The value of p-values: Science magazine asks

My students know how I cringe when I am forced to teach them p-values. I have always felt that their meaning is hard to grasp, and hence they are mostly abused when used by non-statisticians. This is clearly happening in research using large datasets, where p-values are practically useless for inferring practical importance of effects (check out our latest paper on the subject, which looks at large-dataset research in Information Systems).

So, when one of the PhD students taking my "Scientific Data Collection" course stumbled upon this recent Science Magazine article "Mission Improbable: A Concise and Precise Definition of P-Value" he couldn't resist emailing it to me. The article showcases the abuse of p-values in medical research due their illusive meaning. This is not even with large samples! Researchers incorrectly interpret the meaning of a p-value to be the probability of an effect rather than its statistical significance. The result of such confusion can clearly be devastating when the issue at stake is the effectiveness of a new drug or vaccine.

There are obviously better ways for assessing statistical significance, which are better aligned with practical significance and are also less ambiguous than p-values.

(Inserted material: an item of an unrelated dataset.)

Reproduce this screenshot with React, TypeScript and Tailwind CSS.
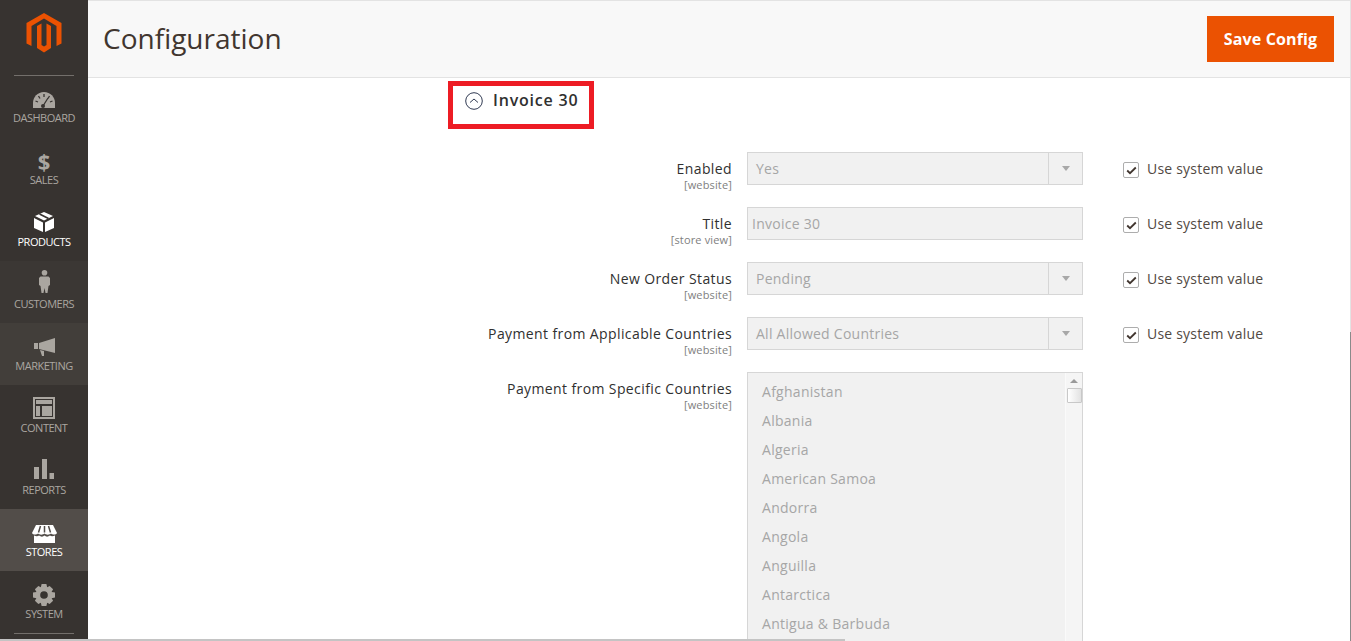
import React from "react";

const Logo = () => (
  <svg width="36" height="40" viewBox="0 0 36 40" className="block">
    <path fill="#eb5202" d="M18 0 L35.500 10 V30.500 L30.500 33 V13 L18 5.500 L5.500 13 V33 L0.500 30.500 V10 Z" />
    <path fill="#eb5202" d="M11 13 L15.500 10.500 V32 L18 33.500 L20.500 32 V10.500 L25 13 V35 L18 39.500 L11 35 Z" />
  </svg>
);

const Gauge = () => (
  <svg width="22" height="16" viewBox="0 0 22 16" className="block">
    <path fill="#aaa6a0" d="M11 0 C4.500 0 0 5 0 11 V16 H22 V11 C22 5 17.500 0 11 0 Z" />
    <path stroke="#373330" strokeWidth="1.300" fill="none" d="M11 2 V5 M5.500 4 L7 6.500 M16.500 4 L15 6.500 M2.500 9 L5 10 M19.500 9 L17 10 M15 6 L10 14" />
    <circle cx="10" cy="14" r="2" fill="#373330" />
  </svg>
);

const Dollar = () => (
  <span className="block h-[18px] text-[22px] leading-[18px] font-bold text-[#aaa6a0]">$</span>
);

const Box = () => (
  <svg width="20" height="20" viewBox="0 0 20 20" className="block">
    <path fill="#ffffff" d="M10 0 L19 4 L10 8.500 L1 4 Z" />
    <path fill="#ffffff" d="M0 6 L9 10.500 V20 L0 16 Z M20 6 V16 L11 20 V10.500 Z" />
    <path stroke="#373330" strokeWidth="1.600" d="M5.500 2 L14.500 6.500" />
  </svg>
);

const Person = () => (
  <svg width="11" height="23" viewBox="0 0 11 23" className="block">
    <circle cx="5.500" cy="2.800" r="2.800" fill="#aaa6a0" />
    <path fill="#aaa6a0" d="M1.500 6.500 H9.500 L11 8 V15 L9.500 16 L8.500 23 H6.500 L5.500 18 L4.500 23 H2.500 L1.500 16 L0 15 V8 Z" />
  </svg>
);

const Megaphone = () => (
  <svg width="21" height="18" viewBox="0 0 21 18" className="block">
    <path fill="#aaa6a0" d="M0 5 H4 V11 H0 Z M5 5 L21 0 V15 L5 11 Z M6 12 L10 13 L10 18 H8 Z" />
  </svg>
);

const Layout = () => (
  <svg width="22" height="22" viewBox="0 0 22 22" className="block">
    <path fill="#aaa6a0" fillRule="evenodd" d="M0 0 H22 V22 H0 Z M2 2 V20 H20 V2 Z" />
    <path fill="#aaa6a0" d="M3 3 H19 V7 H3 Z M3 9 H7 V19 H3 Z M9 9 H19 V19 H9 Z" />
  </svg>
);

const Bars = () => (
  <svg width="20" height="20" viewBox="0 0 20 20" className="block">
    <path fill="#aaa6a0" d="M0 8 H5 V20 H0 Z M8 0 H13 V20 H8 Z M15.500 14 H20 V20 H15.500 Z" />
  </svg>
);

const Store = () => (
  <svg width="25" height="18" viewBox="0 0 25 18" className="block">
    <path fill="#ffffff" d="M4 0 H21 L25 8 C24 10 20.500 10 19 8.500 C17.500 10 14 10 12.500 8.500 C11 10 7.500 10 6 8.500 C4.500 10 1 10 0 8 Z" />
    <path stroke="#524d49" strokeWidth="1.500" d="M8.500 1 L6.500 7.500 M12.500 1 V7.500 M16.500 1 L18.500 7.500" />
    <path fill="#ffffff" d="M2 10.500 C4 11.500 6 11.500 7 10.500 C9 12 11 12 12.500 10.500 C14 12 16 12 18 10.500 C19 11.500 21 11.500 23 10.500 V18 H2 Z" />
  </svg>
);

const Gear = () => (
  <svg width="22" height="22" viewBox="0 0 23 23" className="block">
    <path fill="#aaa6a0" fillRule="evenodd" d="M9 0 H14 L14.800 3.400 L17.400 2 L21 5.600 L19.400 8.300 L23 9 V14 L19.500 14.800 L21 17.400 L17.400 21 L14.800 19.500 L14 23 H9 L8.200 19.500 L5.600 21 L2 17.400 L3.500 14.800 L0 14 V9 L3.600 8.300 L2 5.600 L5.600 2 L8.200 3.400 Z M11.500 7.500 A4 4 0 1 0 11.500 15.500 A4 4 0 1 0 11.500 7.500 Z" />
  </svg>
);

const nav = [
  { label: "DASHBOARD", icon: <Gauge />, bg: "", pad: "pb-[4px]" },
  { label: "SALES", icon: <Dollar />, bg: "", pad: "pb-[4px]" },
  { label: "PRODUCTS", icon: <Box />, bg: "", active: true, pad: "pb-[4px]" },
  { label: "CUSTOMERS", icon: <Person />, bg: "bg-[#3b3734]", pad: "pb-[5px]" },
  { label: "MARKETING", icon: <Megaphone />, bg: "bg-[#423e3a]", pad: "pb-[4px]" },
  { label: "CONTENT", icon: <Layout />, bg: "", pad: "pb-[3px]" },
  { label: "REPORTS", icon: <Bars />, bg: "", pad: "pb-[5px]" },
  { label: "STORES", icon: <Store />, bg: "bg-[#524d49]", active: true, pad: "pb-[3px]" },
  { label: "SYSTEM", icon: <Gear />, bg: "", pad: "pb-[2px]" },
];

const Sidebar = () => (
  <aside className="w-[88px] shrink-0 h-[639px] bg-[#373330] flex flex-col items-center overflow-hidden">
    <div className="h-[75px] pt-[13px] shrink-0">
      <Logo />
    </div>
    <div className="w-[60px] h-px bg-[#736f6b] shrink-0" />
    {nav.map((n, i) => (
      <div
        key={n.label}
        className={`w-full h-[62px] shrink-0 flex flex-col items-center ${n.bg} ${i === 0 ? "-mt-px" : ""}`}
      >
        <div className={`h-[37px] flex items-end justify-center shrink-0 ${n.pad}`}>{n.icon}</div>
        <span
          className={`text-[11px] leading-[12px] tracking-[-0.5px] ${n.active ? "text-white" : "text-[#aaa6a0]"}`}
        >
          {n.label}
        </span>
      </div>
    ))}
    <div className="w-[60px] h-px bg-[#736f6b] shrink-0" />
  </aside>
);

const Arrow = () => (
  <div className="w-[34px] h-full border-l border-[#d6d6d6] flex items-center justify-center shrink-0">
    <div className="w-0 h-0 border-l-[4px] border-r-[4px] border-t-[5px] border-l-transparent border-r-transparent border-t-[#a8a8a8]" />
  </div>
);

const Check = () => (
  <label className="flex items-center h-[33px] gap-[8px] ml-[40px]">
    <span className="w-[16px] h-[16px] mt-[3px] border border-[#adadad] rounded-[2px] bg-white flex items-center justify-center">
      <svg width="11" height="9" viewBox="0 0 11 9">
        <path d="M1.200 4.500 L4 7.200 L9.800 1.500" fill="none" stroke="#41362f" strokeWidth="1.800" />
      </svg>
    </span>
    <span className="text-[14px] leading-[20px] tracking-[0.21px] text-[#514943]">Use system value</span>
  </label>
);

const Label = ({ title, scope }: { title: string; scope: string }) => (
  <div className="w-[644px] shrink-0 text-right pt-[8px] mr-[15px]">
    <div className="text-[14px] leading-[18px] tracking-[0.39px] text-[#303030]">{title}</div>
    <div className="text-[11px] leading-[14px] tracking-[0.15px] text-[#808080]">{scope}</div>
  </div>
);

const SelectRow = ({ title, scope, value }: { title: string; scope: string; value: string }) => (
  <div className="flex h-[55px]">
    <Label title={title} scope={scope} />
    <div className="w-[336px] h-[33px] border border-[#d6d6d6] bg-[#f1f1f1] flex items-center">
      <span className="flex-1 pl-[8px] text-[14px] tracking-[0.25px] text-[#a6a6a6]">{value}</span>
      <Arrow />
    </div>
    <Check />
  </div>
);

const countries = [
  "Afghanistan",
  "Albania",
  "Algeria",
  "American Samoa",
  "Andorra",
  "Angola",
  "Anguilla",
  "Antarctica",
  "Antigua & Barbuda",
];

const ListBox = () => (
  <div className="w-[336px] h-[290px] border border-[#d6d6d6] bg-[#f1f1f1] flex overflow-hidden">
    <div className="flex-1 pl-[14px] pt-[4px]">
      {countries.map((c) => (
        <div key={c} className="h-[29px] leading-[29px] text-[14px] tracking-[0.28px] text-[#a6a6a6]">
          {c}
        </div>
      ))}
    </div>
    <div className="w-[17px] bg-[#f5f5f5] border-l border-[#fafafa] flex flex-col items-center shrink-0">
      <div className="mt-[6px] w-0 h-0 border-l-[4px] border-r-[4px] border-b-[4px] border-l-transparent border-r-transparent border-b-[#9a9a9a]" />
      <div className="mt-[5px] w-[15px] h-[15px] border border-[#c8c8c8] rounded-[1px] bg-gradient-to-r from-white to-[#e2e2e2]" />
    </div>
  </div>
);

export default function App() {
  return (
    <div className="relative w-[1351px] h-[641px] overflow-hidden bg-white flex font-['Open_Sans',sans-serif]">
      <Sidebar />
      <main className="flex-1 min-w-0">
        <header className="h-[78px] bg-[#f8f8f8] border-t border-b border-[#e3e3e3] flex items-center justify-between pl-[15px] pr-[17px]">
          <h1 className="text-[28px] leading-[36px] -mt-[2px] text-[#41362f]">Configuration</h1>
          <button className="w-[127px] h-[46px] bg-[#eb5202] text-white font-bold text-[16px] tracking-[0.15px] mt-[-1px]">
            Save Config
          </button>
        </header>
        <div className="pl-[360px] pt-[3px]">
          <div className="w-[146px] h-[48px] border-[5px] border-[#ed1c24] flex items-start pl-[12px] pt-[3px] gap-[10px]">
            <svg width="18" height="18" viewBox="0 0 18 18" className="mt-[3px] shrink-0">
              <circle cx="9" cy="9" r="8.300" fill="none" stroke="#303a52" strokeWidth="1" />
              <path d="M5 10.500 L9 7 L13 10.500" fill="none" stroke="#303a52" strokeWidth="1" />
            </svg>
            <span className="text-[16px] leading-[22px] font-semibold tracking-[0.8px] text-[#303030] whitespace-nowrap">Invoice 30</span>
          </div>
        </div>
        <div className="pt-[23px]">
          <SelectRow title="Enabled" scope="[website]" value="Yes" />
          <div className="flex h-[55px]">
            <Label title="Title" scope="[store view]" />
            <div className="w-[336px] h-[33px] border border-[#d6d6d6] bg-[#f1f1f1] flex items-center pl-[4px] text-[14px] tracking-[0.25px] text-[#a6a6a6]">
              Invoice 30
            </div>
            <Check />
          </div>
          <SelectRow title="New Order Status" scope="[website]" value="Pending" />
          <SelectRow title="Payment from Applicable Countries" scope="[website]" value="All Allowed Countries" />
          <div className="flex">
            <Label title="Payment from Specific Countries" scope="[website]" />
            <ListBox />
          </div>
        </div>
      </main>
      <div className="absolute left-0 bottom-0 w-[845px] h-[2px] bg-[#c4c4c4]" />
      <div className="absolute right-0 top-0 w-[1px] h-[332px] bg-[#e3e3e3]" />
      <div className="absolute right-0 top-[332px] w-[1px] h-[309px] bg-[#8a8a8a]" />
    </div>
  );
}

One is confidence intervals. You get an estimate of your effect plus/minus some margin. You can then evaluate what the interval means practically. Another approach (good to try both) is to test predictive accuracy of your model, to see whether the prediction error is at a reasonable level -- this is achieved by applying your model to new data, and evaluating how well it fits those new data.

Shockingly enough, people seem to really want to use p-values, even if they don't understand them. I recently was involved in designing materials for a basic course on statistics for engineers and managers in a big company. We created an innovative and beautiful set of slides, with real examples, straightforward explanations, and practical advice. The 200+ slides did not have mention of p-values, but rather focused on measuring effects, understanding sampling variability, standard errors and confidence intervals, seeing the value of residual analysis in linear regression, and learning how to perform and evaluate prediction. Yet, we were requested by the company to replace some of this material ("not sure if we will need residual analysis, sampling error etc. our target audience may not use it") with material on p-values and on the 0.05 threshold ("It will be sufficient to know interpreting the p-value and R-sq to interpret the results"). Sigh.
It's hard to change a culture with such a long history.